The build to that moment—the one where he and Frank drive off together in an ambulance—had been a slow one. The Abyss, as I covered in its review, was a table setter—the calm before the storm. Collision Course and The Whirlwind are aptly titled. Before the opening credits even roll in the penultimate episode, we’re back to the mayhem that defined so much of the season.
Pilgrim is in pursuit. Though it’s clear he understands that the Schultz family only values him for his adeptness at violence, there is too much at stake for him not to fulfill his mission. His high speed pursuit is just one of the many cogs that sets the wheels for the finale in motion.
And it is the conflict between he and Frank that pays off the most. From shootouts to fisticuffs, their confrontation delivers.
As for Billy, that satisfying conclusion that had been teased throughout the season never really comes to fruition. The show subverts our expectations on that end. And contrary to how I perceived Billy during The Abyss, he is satisfied (?) with a simpler life. He’s ready to commit to Dr. Nutbar (Floriana Lima’s Krista Dumont) and leave Frank in the past, which was not at all how I read it. On a side note, Dumont, who’d obviously had some issues, goes full Glenn Close from Fatal Attraction here.
Frank does get a moment with Billy, but it’s a blip. Madani assumes the more central role in that arc. To be fair, her problems throughout this season have also heavily revolved around the trauma Billy had caused her. That being said, by the end of The Dark Hearts of Men, the certainty that either Frank or Billy would die at the hand of the other is absolute. The way it happens didn’t serve that well. It felt anticlimactic.
Billy’s whole change of heart was just such a stark shift from the masked gangster they’d been building toward. It was like we were on the cusp of him truly evolving into the Jigsaw just to have it snatched away. A bummer.
I spent much of these reviews avoiding spoilers whenever I could, and I will continue that trend here. What I will say is that the show does an excellent job of wrapping up all its other disparate threads in these two episodes.
As I mentioned before, the Pilgrim/Frank showdown lives up to the hype on a number of levels. And amidst all its tumultuous violence, it still finds a way to humanize the two of them. Of course, when it comes to Pilgrim, you’ve also got Anderson Schultz. Frank’s lone scene with Corbin Bernsen is as close to a perfect representation of the character as you’re going to get.

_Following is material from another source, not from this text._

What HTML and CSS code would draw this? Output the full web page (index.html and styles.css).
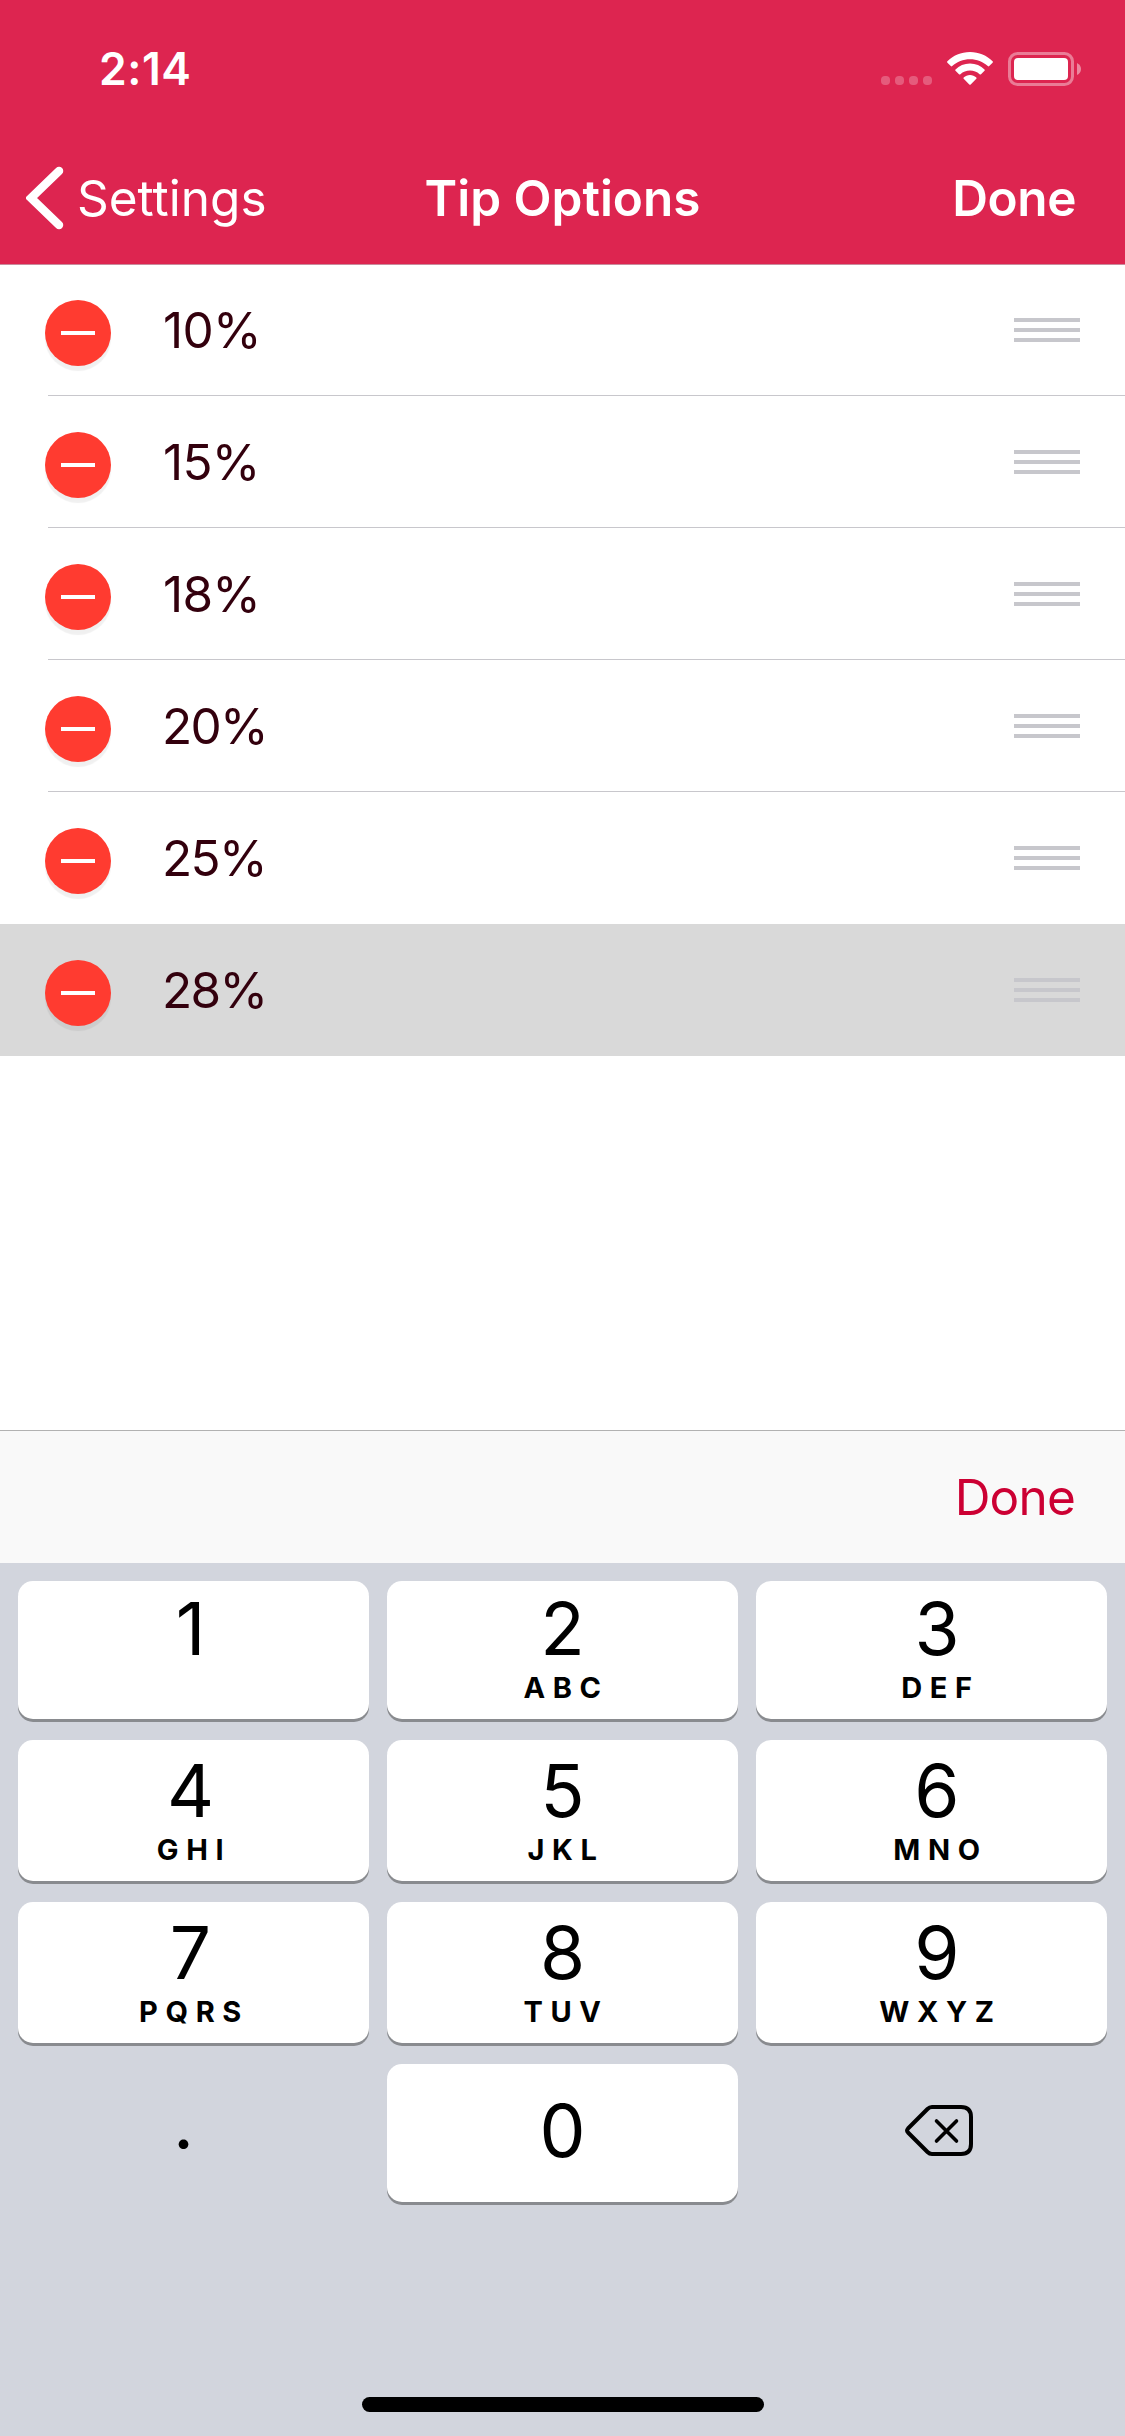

Amy, who I haven’t been keen on, got to me a little by the end. It was bitter sweet seeing her and Frank’s journey come to a close. Enough so, that I was able to forgive some of her more moronic actions in the twelfth episode.
Sadly, knowing the show had been cancelled hammered home that finality. Barring some negotiating wizardry, this may be our last rodeo with this cast. Frankly—pardon the pun—that feels like some crude form of punishment.
Composite Score: 8.0 — It loses points for neutering Billy right at the end.